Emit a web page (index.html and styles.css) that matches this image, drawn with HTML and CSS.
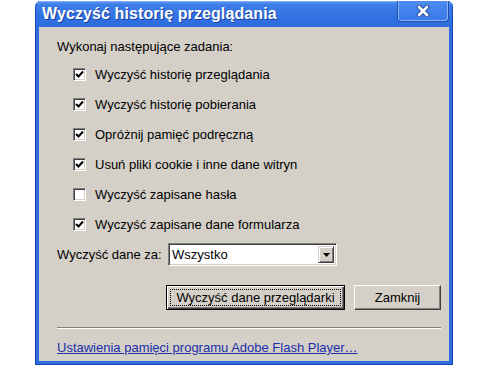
FILE: index.html
```html
<!DOCTYPE html>
<html lang="pl">
<head>
<meta charset="utf-8">
<title>Wyczyść historię przeglądania</title>
<link rel="stylesheet" href="styles.css">
</head>
<body>
<div class="window">
  <div class="titlebar">
    <span class="title">Wyczyść historię przeglądania</span>
    <span class="close">
      <svg width="14" height="12" viewBox="0 0 14 12"><path d="M3 2 L11 10 M11 2 L3 10" stroke="#2a4fa8" stroke-width="4.6" stroke-linecap="round"/><path d="M3 2 L11 10 M11 2 L3 10" stroke="#ffffff" stroke-width="2.6" stroke-linecap="round"/></svg>
    </span>
  </div>
  <div class="client">
    <div class="heading">Wykonaj następujące zadania:</div>
    <div class="options">
      <div class="opt"><span class="cb checked"><svg width="9" height="9" viewBox="0 0 9 9"><path d="M1 4 L3.5 6.5 L8 1.5" fill="none" stroke="#000" stroke-width="2"/></svg></span><span>Wyczyść historię przeglądania</span></div>
      <div class="opt"><span class="cb checked"><svg width="9" height="9" viewBox="0 0 9 9"><path d="M1 4 L3.5 6.5 L8 1.5" fill="none" stroke="#000" stroke-width="2"/></svg></span><span>Wyczyść historię pobierania</span></div>
      <div class="opt"><span class="cb checked"><svg width="9" height="9" viewBox="0 0 9 9"><path d="M1 4 L3.5 6.5 L8 1.5" fill="none" stroke="#000" stroke-width="2"/></svg></span><span>Opróżnij pamięć podręczną</span></div>
      <div class="opt"><span class="cb checked"><svg width="9" height="9" viewBox="0 0 9 9"><path d="M1 4 L3.5 6.5 L8 1.5" fill="none" stroke="#000" stroke-width="2"/></svg></span><span>Usuń pliki cookie i inne dane witryn</span></div>
      <div class="opt"><span class="cb"></span><span>Wyczyść zapisane hasła</span></div>
      <div class="opt"><span class="cb checked"><svg width="9" height="9" viewBox="0 0 9 9"><path d="M1 4 L3.5 6.5 L8 1.5" fill="none" stroke="#000" stroke-width="2"/></svg></span><span>Wyczyść zapisane dane formularza</span></div>
    </div>
    <div class="period">
      <span class="period-label">Wyczyść dane za:</span>
      <div class="select">
        <span class="select-value">Wszystko</span>
        <span class="select-btn"><svg width="7" height="4" viewBox="0 0 7 4"><path d="M0 0 H7 L3.5 4 Z" fill="#000"/></svg></span>
      </div>
    </div>
    <div class="buttons">
      <button class="btn default"><span class="focus">Wyczyść dane przeglądarki</span></button>
      <button class="btn">Zamknij</button>
    </div>
    <div class="separator"></div>
    <a class="link" href="#">Ustawienia pamięci programu Adobe Flash Player…</a>
  </div>
</div>
</body>
</html>
```

FILE: styles.css
```css
html, body {
  margin: 0;
  padding: 0;
  background: #ffffff;
}
body {
  font-family: "Liberation Sans", Arial, sans-serif;
  font-size: 13px;
  color: #000;
}
.window {
  margin: 1px 0 0 35px;
  width: 418px;
  box-sizing: border-box;
  background: #2e6ce0;
  border-radius: 6px 6px 0 0;
  box-shadow: inset 0 0 0 1px #1846b8;
  padding: 0 4px 4px 4px;
}
.titlebar {
  height: 26px;
  display: flex;
  align-items: center;
  justify-content: space-between;
  background: linear-gradient(#5b97f2 0%, #3d7de8 15%, #3271e2 60%, #2e6cdc 100%);
  margin: 0 -4px;
  padding: 0 4px 0 7px;
  border-radius: 6px 6px 0 0;
  box-shadow: inset 0 1px 0 #7fb0f8, inset 1px 0 0 #1846b8, inset -1px 0 0 #1846b8;
}
.title {
  color: #ffffff;
  font-weight: bold;
  font-size: 16px;
  letter-spacing: 0.1px;
  text-shadow: 1px 1px 0 #1a3f9c;
}
.close {
  align-self: flex-start;
  width: 52px;
  height: 21px;
  box-sizing: border-box;
  border: 1px solid #2050b0;
  border-top: none;
  border-radius: 0 0 4px 4px;
  background: linear-gradient(#4e8cf0, #3878e8);
  box-shadow: inset 1px 0 0 #8fb6f4, inset -1px -1px 0 #8fb6f4;
  display: flex;
  align-items: center;
  justify-content: center;
}
.client {
  background: #d4d0c8;
  height: 334px;
  box-sizing: border-box;
  padding: 12px 8px 0 18px;
}
.heading {
  line-height: 16px;
}
.options {
  margin-top: 4px;
}
.opt {
  height: 30px;
  display: flex;
  align-items: center;
  padding-left: 16px;
}
.cb {
  width: 13px;
  height: 13px;
  box-sizing: border-box;
  background: #fff;
  border-top: 1px solid #808080;
  border-left: 1px solid #808080;
  border-right: 1px solid #ffffff;
  border-bottom: 1px solid #ffffff;
  box-shadow: inset 1px 1px 0 #404040, inset -1px -1px 0 #d4d0c8;
  margin-right: 9px;
  display: flex;
  align-items: center;
  justify-content: center;
  flex: none;
}
.period {
  margin-top: 4px;
  display: flex;
  align-items: center;
  height: 23px;
}
.period-label {
  width: 111px;
  flex: none;
}
.select {
  width: 169px;
  height: 23px;
  box-sizing: border-box;
  background: #fff;
  border-top: 1px solid #808080;
  border-left: 1px solid #808080;
  border-right: 1px solid #ffffff;
  border-bottom: 1px solid #ffffff;
  box-shadow: inset 1px 1px 0 #404040, inset -1px -1px 0 #d4d0c8;
  display: flex;
  align-items: stretch;
  padding: 2px;
}
.select-value {
  flex: 1;
  display: flex;
  align-items: center;
  padding-left: 1px;
}
.select-btn {
  width: 16px;
  box-sizing: border-box;
  background: #d4d0c8;
  border-top: 1px solid #d4d0c8;
  border-left: 1px solid #d4d0c8;
  border-right: 1px solid #404040;
  border-bottom: 1px solid #404040;
  box-shadow: inset 1px 1px 0 #ffffff, inset -1px -1px 0 #808080;
  display: flex;
  align-items: center;
  justify-content: center;
}
.buttons {
  margin-top: 19px;
  display: flex;
  justify-content: flex-end;
  gap: 9px;
}
.btn {
  height: 25px;
  font-family: inherit;
  font-size: 13px;
  color: #000;
  background: #d4d0c8;
  box-sizing: border-box;
  border-top: 1px solid #ffffff;
  border-left: 1px solid #ffffff;
  border-right: 1px solid #404040;
  border-bottom: 1px solid #404040;
  box-shadow: inset -1px -1px 0 #808080;
  padding: 0;
  width: 87px;
  border-radius: 0;
}
.btn.default {
  width: 179px;
  border: 1px solid #000;
  box-shadow: inset 1px 1px 0 #ffffff, inset -1px -1px 0 #404040, inset -2px -2px 0 #808080;
  padding: 3px;
}
.focus {
  display: flex;
  align-items: center;
  justify-content: center;
  height: 100%;
  box-sizing: border-box;
  border: 1px dotted #000;
}
.separator {
  margin-top: 17px;
  height: 1px;
  background: #808080;
  border-bottom: 1px solid #ffffff;
}
.link {
  display: block;
  margin-top: 11px;
  line-height: 16px;
  color: #1a2fa8;
  text-decoration: underline;
}
```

--

• [What you should do]: Scan the material above for the word "index". Copy each line where it occurs.

• [Output]:
Emit a web page (index.html and styles.css) that matches this image, drawn with HTML and CSS.
FILE: index.html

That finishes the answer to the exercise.